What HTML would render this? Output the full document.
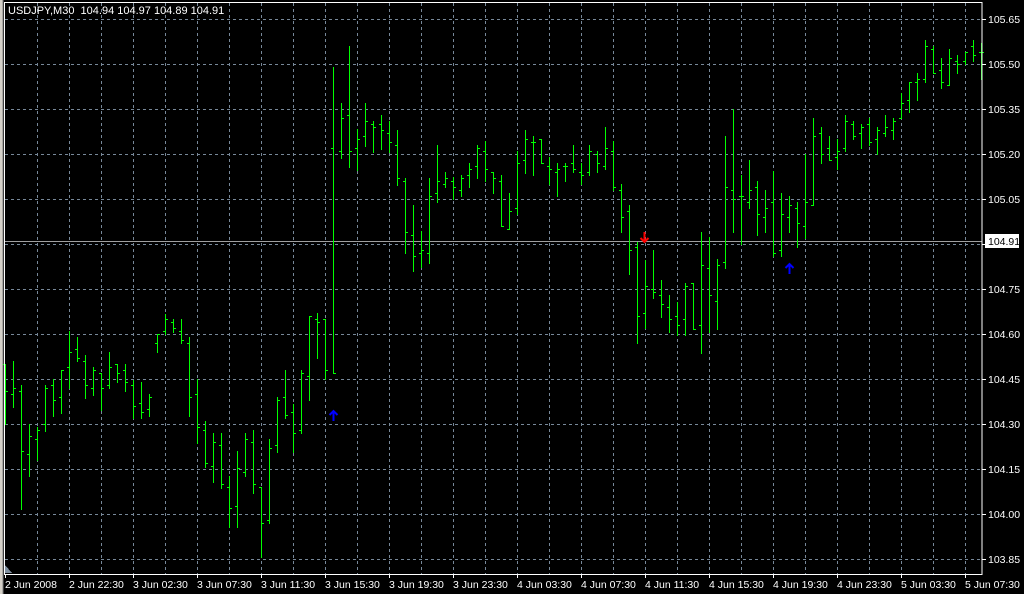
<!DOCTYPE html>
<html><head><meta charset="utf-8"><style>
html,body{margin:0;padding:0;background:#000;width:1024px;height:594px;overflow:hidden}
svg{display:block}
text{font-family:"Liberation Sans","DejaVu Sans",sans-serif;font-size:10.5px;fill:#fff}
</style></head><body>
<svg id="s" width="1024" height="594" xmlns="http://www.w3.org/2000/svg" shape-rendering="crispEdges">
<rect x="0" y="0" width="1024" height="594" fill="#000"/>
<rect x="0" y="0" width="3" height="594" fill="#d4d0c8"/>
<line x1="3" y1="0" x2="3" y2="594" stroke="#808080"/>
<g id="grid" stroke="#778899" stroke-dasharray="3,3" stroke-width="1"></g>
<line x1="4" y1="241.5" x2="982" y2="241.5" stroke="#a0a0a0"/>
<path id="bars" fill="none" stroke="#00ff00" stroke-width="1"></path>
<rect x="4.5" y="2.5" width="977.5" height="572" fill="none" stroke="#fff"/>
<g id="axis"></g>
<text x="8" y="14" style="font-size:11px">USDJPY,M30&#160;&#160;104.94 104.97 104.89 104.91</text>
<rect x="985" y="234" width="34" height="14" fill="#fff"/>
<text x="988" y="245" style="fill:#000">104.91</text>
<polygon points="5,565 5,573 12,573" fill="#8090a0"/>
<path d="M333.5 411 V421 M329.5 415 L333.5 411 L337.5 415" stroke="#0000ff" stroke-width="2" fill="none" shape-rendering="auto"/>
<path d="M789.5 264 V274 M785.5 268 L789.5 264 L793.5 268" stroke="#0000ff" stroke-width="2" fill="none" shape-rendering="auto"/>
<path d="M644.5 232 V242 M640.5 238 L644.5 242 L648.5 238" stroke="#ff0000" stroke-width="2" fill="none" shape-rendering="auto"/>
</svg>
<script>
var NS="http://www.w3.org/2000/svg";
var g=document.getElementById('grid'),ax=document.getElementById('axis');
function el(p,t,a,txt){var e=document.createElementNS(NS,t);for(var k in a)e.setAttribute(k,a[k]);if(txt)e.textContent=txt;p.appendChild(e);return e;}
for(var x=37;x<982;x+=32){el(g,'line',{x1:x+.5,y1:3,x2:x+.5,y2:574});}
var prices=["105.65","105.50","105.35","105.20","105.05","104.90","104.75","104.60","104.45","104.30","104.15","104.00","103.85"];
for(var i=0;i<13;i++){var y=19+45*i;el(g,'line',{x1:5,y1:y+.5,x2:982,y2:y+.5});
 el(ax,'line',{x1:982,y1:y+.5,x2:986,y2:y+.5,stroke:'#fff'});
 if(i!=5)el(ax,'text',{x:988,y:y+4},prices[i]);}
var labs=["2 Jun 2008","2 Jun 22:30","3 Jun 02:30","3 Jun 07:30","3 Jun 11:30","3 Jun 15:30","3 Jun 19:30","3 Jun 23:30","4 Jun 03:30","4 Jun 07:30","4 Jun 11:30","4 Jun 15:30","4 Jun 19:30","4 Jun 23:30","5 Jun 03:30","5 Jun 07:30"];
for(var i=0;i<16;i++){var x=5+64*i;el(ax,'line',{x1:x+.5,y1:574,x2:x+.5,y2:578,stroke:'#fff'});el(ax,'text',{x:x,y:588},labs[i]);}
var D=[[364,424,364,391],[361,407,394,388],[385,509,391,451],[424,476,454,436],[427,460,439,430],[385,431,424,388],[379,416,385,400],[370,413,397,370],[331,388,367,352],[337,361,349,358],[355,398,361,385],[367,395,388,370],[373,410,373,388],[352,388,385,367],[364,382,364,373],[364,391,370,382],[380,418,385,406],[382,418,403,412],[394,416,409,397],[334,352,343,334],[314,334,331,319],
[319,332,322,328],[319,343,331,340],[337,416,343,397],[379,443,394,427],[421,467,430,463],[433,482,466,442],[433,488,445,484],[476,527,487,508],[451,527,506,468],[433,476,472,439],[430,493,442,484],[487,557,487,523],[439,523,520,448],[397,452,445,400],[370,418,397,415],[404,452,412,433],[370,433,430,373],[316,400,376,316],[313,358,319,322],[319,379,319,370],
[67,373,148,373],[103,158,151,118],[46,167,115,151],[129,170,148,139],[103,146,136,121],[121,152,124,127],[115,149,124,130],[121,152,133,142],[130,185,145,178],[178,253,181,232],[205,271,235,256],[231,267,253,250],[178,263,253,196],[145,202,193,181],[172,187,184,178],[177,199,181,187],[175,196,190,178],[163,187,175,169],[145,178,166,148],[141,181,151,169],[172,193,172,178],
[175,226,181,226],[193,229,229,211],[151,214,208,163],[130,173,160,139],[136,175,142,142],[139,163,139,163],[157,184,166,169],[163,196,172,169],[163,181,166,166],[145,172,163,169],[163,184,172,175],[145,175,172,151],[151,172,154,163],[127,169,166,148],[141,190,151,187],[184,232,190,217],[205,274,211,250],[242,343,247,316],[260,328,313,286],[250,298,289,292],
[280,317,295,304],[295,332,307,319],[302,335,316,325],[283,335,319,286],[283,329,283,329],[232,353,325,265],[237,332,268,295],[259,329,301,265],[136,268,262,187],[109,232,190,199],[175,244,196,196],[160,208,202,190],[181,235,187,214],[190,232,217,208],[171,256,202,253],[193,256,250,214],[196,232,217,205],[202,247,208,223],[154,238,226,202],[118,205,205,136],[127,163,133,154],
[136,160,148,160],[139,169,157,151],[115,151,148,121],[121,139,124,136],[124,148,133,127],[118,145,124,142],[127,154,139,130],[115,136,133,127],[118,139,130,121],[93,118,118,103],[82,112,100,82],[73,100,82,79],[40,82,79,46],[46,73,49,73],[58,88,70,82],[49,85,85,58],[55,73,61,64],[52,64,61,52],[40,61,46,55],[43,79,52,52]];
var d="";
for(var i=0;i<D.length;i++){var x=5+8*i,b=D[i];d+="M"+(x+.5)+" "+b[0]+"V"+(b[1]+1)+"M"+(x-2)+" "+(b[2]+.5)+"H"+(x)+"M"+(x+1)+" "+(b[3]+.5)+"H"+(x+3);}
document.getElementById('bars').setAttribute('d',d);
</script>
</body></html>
○ ○ ○
### Problem details
Retype the whole listing, keeping every line identical and omitting all pictures.

### Response below
What HTML would render this? Output the full document.
<!DOCTYPE html>
<html><head><meta charset="utf-8"><style>
html,body{margin:0;padding:0;background:#000;width:1024px;height:594px;overflow:hidden}
svg{display:block}
text{font-family:"Liberation Sans","DejaVu Sans",sans-serif;font-size:10.5px;fill:#fff}
</style></head><body>
<svg id="s" width="1024" height="594" xmlns="http://www.w3.org/2000/svg" shape-rendering="crispEdges">
<rect x="0" y="0" width="1024" height="594" fill="#000"/>
<rect x="0" y="0" width="3" height="594" fill="#d4d0c8"/>
<line x1="3" y1="0" x2="3" y2="594" stroke="#808080"/>
<g id="grid" stroke="#778899" stroke-dasharray="3,3" stroke-width="1"></g>
<line x1="4" y1="241.5" x2="982" y2="241.5" stroke="#a0a0a0"/>
<path id="bars" fill="none" stroke="#00ff00" stroke-width="1"></path>
<rect x="4.5" y="2.5" width="977.5" height="572" fill="none" stroke="#fff"/>
<g id="axis"></g>
<text x="8" y="14" style="font-size:11px">USDJPY,M30&#160;&#160;104.94 104.97 104.89 104.91</text>
<rect x="985" y="234" width="34" height="14" fill="#fff"/>
<text x="988" y="245" style="fill:#000">104.91</text>
<polygon points="5,565 5,573 12,573" fill="#8090a0"/>
<path d="M333.5 411 V421 M329.5 415 L333.5 411 L337.5 415" stroke="#0000ff" stroke-width="2" fill="none" shape-rendering="auto"/>
<path d="M789.5 264 V274 M785.5 268 L789.5 264 L793.5 268" stroke="#0000ff" stroke-width="2" fill="none" shape-rendering="auto"/>
<path d="M644.5 232 V242 M640.5 238 L644.5 242 L648.5 238" stroke="#ff0000" stroke-width="2" fill="none" shape-rendering="auto"/>
</svg>
<script>
var NS="http://www.w3.org/2000/svg";
var g=document.getElementById('grid'),ax=document.getElementById('axis');
function el(p,t,a,txt){var e=document.createElementNS(NS,t);for(var k in a)e.setAttribute(k,a[k]);if(txt)e.textContent=txt;p.appendChild(e);return e;}
for(var x=37;x<982;x+=32){el(g,'line',{x1:x+.5,y1:3,x2:x+.5,y2:574});}
var prices=["105.65","105.50","105.35","105.20","105.05","104.90","104.75","104.60","104.45","104.30","104.15","104.00","103.85"];
for(var i=0;i<13;i++){var y=19+45*i;el(g,'line',{x1:5,y1:y+.5,x2:982,y2:y+.5});
 el(ax,'line',{x1:982,y1:y+.5,x2:986,y2:y+.5,stroke:'#fff'});
 if(i!=5)el(ax,'text',{x:988,y:y+4},prices[i]);}
var labs=["2 Jun 2008","2 Jun 22:30","3 Jun 02:30","3 Jun 07:30","3 Jun 11:30","3 Jun 15:30","3 Jun 19:30","3 Jun 23:30","4 Jun 03:30","4 Jun 07:30","4 Jun 11:30","4 Jun 15:30","4 Jun 19:30","4 Jun 23:30","5 Jun 03:30","5 Jun 07:30"];
for(var i=0;i<16;i++){var x=5+64*i;el(ax,'line',{x1:x+.5,y1:574,x2:x+.5,y2:578,stroke:'#fff'});el(ax,'text',{x:x,y:588},labs[i]);}
var D=[[364,424,364,391],[361,407,394,388],[385,509,391,451],[424,476,454,436],[427,460,439,430],[385,431,424,388],[379,416,385,400],[370,413,397,370],[331,388,367,352],[337,361,349,358],[355,398,361,385],[367,395,388,370],[373,410,373,388],[352,388,385,367],[364,382,364,373],[364,391,370,382],[380,418,385,406],[382,418,403,412],[394,416,409,397],[334,352,343,334],[314,334,331,319],
[319,332,322,328],[319,343,331,340],[337,416,343,397],[379,443,394,427],[421,467,430,463],[433,482,466,442],[433,488,445,484],[476,527,487,508],[451,527,506,468],[433,476,472,439],[430,493,442,484],[487,557,487,523],[439,523,520,448],[397,452,445,400],[370,418,397,415],[404,452,412,433],[370,433,430,373],[316,400,376,316],[313,358,319,322],[319,379,319,370],
[67,373,148,373],[103,158,151,118],[46,167,115,151],[129,170,148,139],[103,146,136,121],[121,152,124,127],[115,149,124,130],[121,152,133,142],[130,185,145,178],[178,253,181,232],[205,271,235,256],[231,267,253,250],[178,263,253,196],[145,202,193,181],[172,187,184,178],[177,199,181,187],[175,196,190,178],[163,187,175,169],[145,178,166,148],[141,181,151,169],[172,193,172,178],
[175,226,181,226],[193,229,229,211],[151,214,208,163],[130,173,160,139],[136,175,142,142],[139,163,139,163],[157,184,166,169],[163,196,172,169],[163,181,166,166],[145,172,163,169],[163,184,172,175],[145,175,172,151],[151,172,154,163],[127,169,166,148],[141,190,151,187],[184,232,190,217],[205,274,211,250],[242,343,247,316],[260,328,313,286],[250,298,289,292],
[280,317,295,304],[295,332,307,319],[302,335,316,325],[283,335,319,286],[283,329,283,329],[232,353,325,265],[237,332,268,295],[259,329,301,265],[136,268,262,187],[109,232,190,199],[175,244,196,196],[160,208,202,190],[181,235,187,214],[190,232,217,208],[171,256,202,253],[193,256,250,214],[196,232,217,205],[202,247,208,223],[154,238,226,202],[118,205,205,136],[127,163,133,154],
[136,160,148,160],[139,169,157,151],[115,151,148,121],[121,139,124,136],[124,148,133,127],[118,145,124,142],[127,154,139,130],[115,136,133,127],[118,139,130,121],[93,118,118,103],[82,112,100,82],[73,100,82,79],[40,82,79,46],[46,73,49,73],[58,88,70,82],[49,85,85,58],[55,73,61,64],[52,64,61,52],[40,61,46,55],[43,79,52,52]];
var d="";
for(var i=0;i<D.length;i++){var x=5+8*i,b=D[i];d+="M"+(x+.5)+" "+b[0]+"V"+(b[1]+1)+"M"+(x-2)+" "+(b[2]+.5)+"H"+(x)+"M"+(x+1)+" "+(b[3]+.5)+"H"+(x+3);}
document.getElementById('bars').setAttribute('d',d);
</script>
</body></html>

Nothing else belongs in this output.